Edwards-Penney Chapter 4, sections 4.1, 4.2, 4.3, 4.4 Topics,
Definitions, Theorems, Examples
4.1 First order systems and applications
====
EXAMPLE. Forced system of undamped oscillators
m1 x'' = - k1 x + k2 (y-x),
m2 y'' = -k2(y-x) + f(t)
INSTANCE m1=2, m2=1, k1=4, k2=2, f(t)=40sin(3t)
2 x'' = - 6x + 2y,
y'' = 2x - 2y + 40 sin(3t)
EXAMPLE. Recirculating brine tanks
20 x' = -6x + y,
20 y' = 6x - 3y
x(t)=pounds of salt in tank 1 (100 gal)
y(t)=pounds of salt in tank 2 (200 gal)
x(0), y(0) = initial salt amounts in each tank
t=minutes
20=inflow rate=outflow rate
0=inflow salt concentration
FIRST ORDER SYSTEMS
EXAMPLE. Convert x''' + 3x'' + 2x' - 5x = sin(2t) into a first order
system using the position-velocity substitution x1=x, x2=x',
x3=x''.
ANSWER: x1' = x2,
x2' = x3,
x3' = 5x1 - 2x2 - 3x3 + sin(2t)
EXAMPLE. Transform to a first order system x'' = x^3 + (x')^3
ANSWER: x1=x, x2=x'', x1'=x2, x2'=(x1)^3+(x2)^3
EXAMPLE. Transform to a first order system
2x'' = -6x + 2y,
y'' = 2x - 2y + 40 sin(3t)
ANSWER: x1=x,x2=x',x3=y,x4=y' ==>
x1' = x2,
x2' = -3x1 + x3, [a division by 2 needed]
x3' = x4,
x4' = 2x1 - 2x3 + 40 sin(3t)
DYNAMICAL SYSTEMS
The typical second order equation from circuit theory and mechanical
oscillations is x'' + px' + qx = 0. It is realized as a 2-dimensional
system
x' = y,
y' = -qx - py
EXAMPLE. Solve x'=-2y, y'=x/2.
ANSWER: x(t)=A cos(t) + B sin(t), y(t) = (-A/2) cos(t) +
(B/2) sin(t).
METHOD: Differentiate the first equation, substitute the
second to get x''+x=0. Then x(t) is a linear combination of
cos(t), sin(t). From the first equation, y=(-1/2)x', which
implies the equation for y(t) by differentiation.

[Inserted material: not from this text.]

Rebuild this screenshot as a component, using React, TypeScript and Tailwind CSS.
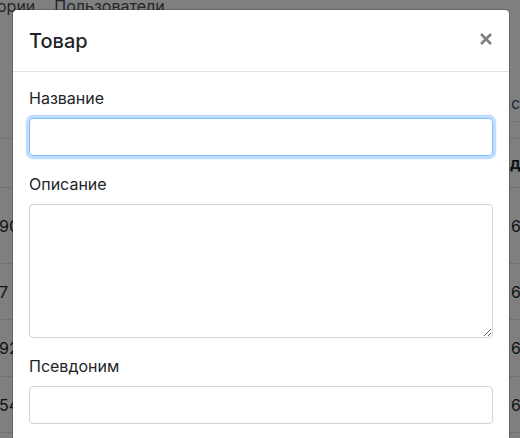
import React from "react";

const rows = [
  { h: "h-[76px]", l: "9078", r: "6" },
  { h: "h-[56px]", l: "7", r: "6" },
  { h: "h-[57px]", l: "92", r: "6" },
  { h: "h-[56px]", l: "54", r: "6" },
];

export default function App() {
  return (
    <div className="relative w-[520px] h-[438px] overflow-hidden bg-white font-['Inter',sans-serif] text-[#212529]">
      {/* background page */}
      <div className="flex flex-col">
        <div className="flex h-[24px] -mt-[6px] text-[16px] leading-6 text-[#495057] whitespace-nowrap">
          <span className="-ml-[3px]">ории</span>
          <span className="ml-[19px]">Пользователи</span>
        </div>
        <div className="flex justify-end h-[104px]">
          <div className="w-[10px] flex items-end border-b border-[#dee2e6] overflow-hidden">
            <span className="pl-px text-[16px] leading-6 mb-[6px] text-[#495057]">с</span>
          </div>
        </div>
        <div className="h-[16px]" />
        <div className="flex items-center justify-end h-[49px] border-t border-[#dee2e6] whitespace-nowrap">
          <div className="w-[10px] overflow-hidden">
            <span className="font-bold">да</span>
          </div>
        </div>
        {rows.map((r, i) => (
          <div
            key={i}
            className={`flex items-center justify-between ${r.h} border-t border-[#dee2e6] whitespace-nowrap`}
          >
            <span className="-ml-[1px]">{r.l}</span>
            <div className="w-[10px] overflow-hidden">
              <span className="pl-px">{r.r}</span>
            </div>
          </div>
        ))}
        <div className="h-[20px] border-t border-[#dee2e6]" />
      </div>

      {/* backdrop */}
      <div className="absolute inset-0 bg-black/50" />

      {/* modal */}
      <div className="absolute left-[12px] top-[9px] w-[498px] bg-white bg-clip-padding border border-black/20 rounded-[5px]">
        <div className="flex items-start justify-between px-4 pt-4 pb-[15px] border-b border-[#dee2e6]">
          <h5 className="text-[20px] leading-[30px] font-medium">Товар</h5>
          <button className="mt-[7px] mr-[1px] text-black/50">
            <svg width="12" height="12" viewBox="0 0 12 12">
              <path d="M1 1 L11 11 M11 1 L1 11" stroke="currentColor" strokeWidth="2.6" />
            </svg>
          </button>
        </div>
        <div className="px-4 pt-[14px] pb-4">
          <div className="mb-4">
            <label className="block mb-2 text-[16px] leading-6">Название</label>
            <input
              className="block w-full h-[38px] px-3 rounded-[4px] border border-[#80bdff] shadow-[0_0_0_3.2px_rgba(0,123,255,0.25)] outline-none"
              type="text"
            />
          </div>
          <div className="mb-4">
            <label className="block mb-2 text-[16px] leading-6">Описание</label>
            <textarea
              className="block w-full h-[134px] px-3 py-1.5 rounded-[4px] border border-[#ced4da] outline-none resize-y"
            />
          </div>
          <div className="mb-4">
            <label className="block mb-2 text-[16px] leading-6">Псевдоним</label>
            <input
              className="block w-full h-[38px] px-3 rounded-[4px] border border-[#ced4da] outline-none"
              type="text"
            />
          </div>
        </div>
      </div>
    </div>
  );
}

This method is called the CAYLEY-HAMILTON SHORTCUT.
THEOREM. [Cayley-Hamilton-Ziebur]
A linear dynamical system u'=Au with 2x2 constant matrix A can be
solved by finding the roots of the characteristic equation
|A-rI|=0. Then x(t) and y(t) are linear combinations of the
solution atoms from Euler's Theorem corresponding to the roots.

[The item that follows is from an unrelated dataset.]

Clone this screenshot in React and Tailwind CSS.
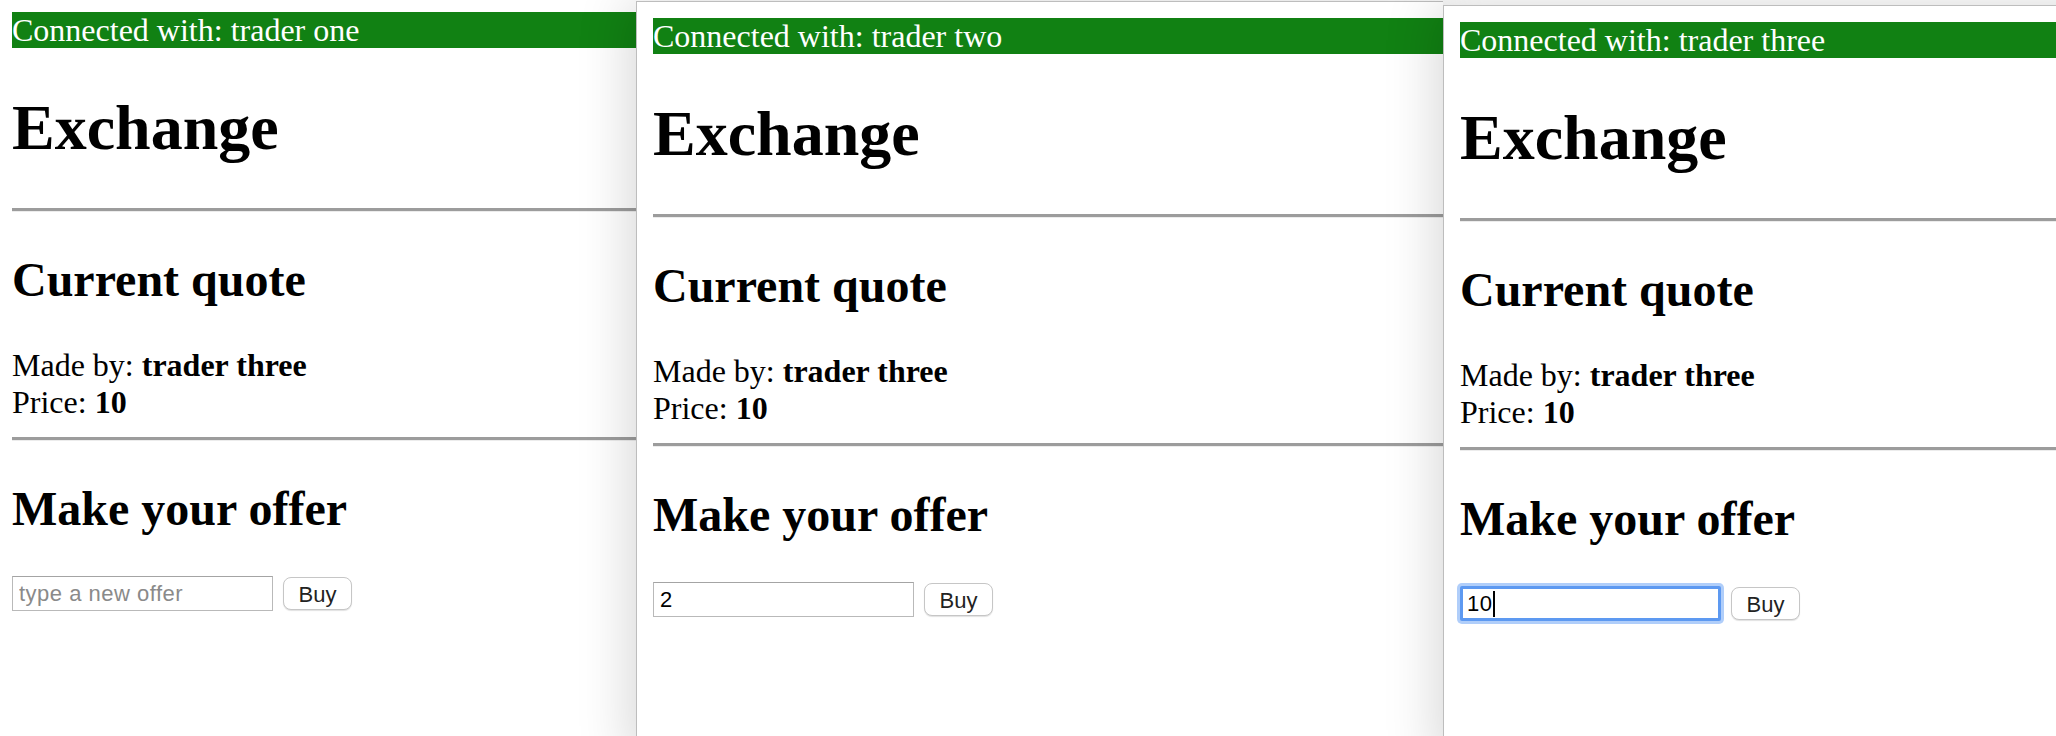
import React from "react";

const serif = "font-['Liberation_Serif','Times_New_Roman',serif]";
const sans = "font-['Liberation_Sans',Arial,sans-serif]";

function Rule() {
  return <div className="h-[4px] border-t-[3px] border-b border-t-[#9c9c9c] border-b-[#ececec]" />;
}

function OfferInput({ value, placeholder, focused }) {
  if (focused) {
    return (
      <div
        className={`flex items-center w-[261px] h-[35px] px-[4px] border-[3px] border-[#5d99f1] rounded-[2px] bg-white shadow-[0_0_0_3px_rgba(150,190,248,0.75)] text-[22px] tracking-[0.5px] text-black ${sans}`}
      >
        <span>{value}</span>
        <span className="ml-[1px] inline-block w-[2px] h-[26px] bg-black" />
      </div>
    );
  }
  return (
    <input
      type="text"
      readOnly
      value={value}
      placeholder={placeholder}
      className={`w-[261px] h-[35px] px-[6px] border border-[#b9b9b9] border-t-[#a4a4a4] bg-white text-[22px] tracking-[0.5px] text-black placeholder:text-[#8a8a8a] outline-none ${sans}`}
    />
  );
}

// the right side of every window is hidden under the next one, so no right padding
function TraderWindow({ trader, value, placeholder, focused }) {
  return (
    <div className={`pl-[16px] pt-[16px] text-black ${serif}`}>
      <div className="bg-[#118113] text-white text-[32px] leading-[36px] whitespace-nowrap">
        Connected with: {trader}
      </div>

      <h1 className="mt-[43px] text-[64px] leading-[74px] font-bold">Exchange</h1>
      <div className="mt-[43px]">
        <Rule />
      </div>

      <h2 className="mt-[40px] text-[48px] leading-[55px] font-bold">Current quote</h2>
      <div className="mt-[40px] text-[32px] leading-[37px]">
        <div>
          Made by: <b>trader three</b>
        </div>
        <div>
          Price: <b>10</b>
        </div>
      </div>
      <div className="mt-[16px]">
        <Rule />
      </div>

      <h2 className="mt-[40px] text-[48px] leading-[55px] font-bold">Make your offer</h2>
      <div className="mt-[40px] flex items-center gap-[10px]">
        <OfferInput value={value} placeholder={placeholder} focused={focused} />
        <button
          type="button"
          className={`w-[69px] h-[33px] rounded-[8px] border border-[#c6c6c6] bg-white shadow-[0_1px_1px_rgba(0,0,0,0.12)] text-[22px] text-[#222] ${sans}`}
        >
          Buy
        </button>
      </div>
    </div>
  );
}

export default function App() {
  return (
    <div className="relative w-[2056px] h-[736px] overflow-hidden bg-white">
      {/* first window, partly off screen */}
      <div className="absolute left-[-5px] top-[-5px] w-[760px] h-[760px] overflow-hidden bg-white border-l border-t border-[#bdbdbd]">
        <TraderWindow trader="trader one" value="" placeholder="type a new offer" />
      </div>

      <div className="absolute left-[636px] top-[1px] w-[807px] h-[760px] overflow-hidden bg-white border-l border-t border-[#bdbdbd] shadow-[-6px_0_50px_rgba(0,0,0,0.16)]">
        <TraderWindow trader="trader two" value="2" />
      </div>

      <div className="absolute left-[1443px] top-[5px] w-[760px] h-[760px] bg-white border-l border-t border-[#bdbdbd] shadow-[-6px_0_50px_rgba(0,0,0,0.16)]">
        <TraderWindow trader="trader three" value="10" focused />
      </div>
    </div>
  );
}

EXAMPLE. Solve x'=-2y, y'=x/2, x(0)=2, y(0)=0.
ANSWER: x(t)=2 cos(t), y(t)=sin(t)
METHOD: Find A,B in the general solution from the two
initial conditions at t=0.
EXAMPLE. Solve x'=y, y'=2x+y
ANSWER: x(t)=A exp(-t) + B exp(2t),
y(t)=-a exp(-t)+2B exp(2t)
METHOD: Cayley-Hamilton shortcut; A:=Matrix([[0,1],[2,1]]).
Char equation r^2-r-2=0, roots r=-1,2, solution atoms are
exp(-t), exp(2t). Then x(t)=linear combination. To find y,
use the first equation, y=x'.
EXAMPLE. Solve x'=-y, y'=1.01 x - 0.2 y, x(0)=0, y(0)=1.
ANSWER: x(t)=exp(-t/10) sin(t),
y(t)=(1/10)exp(-t/10)(sin(t)+10 cos(t))
METHOD: Cayley-Hamilton-Ziebur shortcut;
A:=Matrix([[0,-1],[1.01,-0.2]]) with char equation
r^2+0.2r+1.01=0 having complex roots 0.1+i, 0.1-i and
corresponding Euler solution atoms exp(-t/10)cos(t),
exp(-t/10)sin(t). Then x(t) is a linear combination of the
solution atoms and y=-x' from the first equation. To find
A,B in the general solution, use the two initial conditions
at t=0.
THEOREM 1. [Picard's Existence-Uniqueness for linear systems]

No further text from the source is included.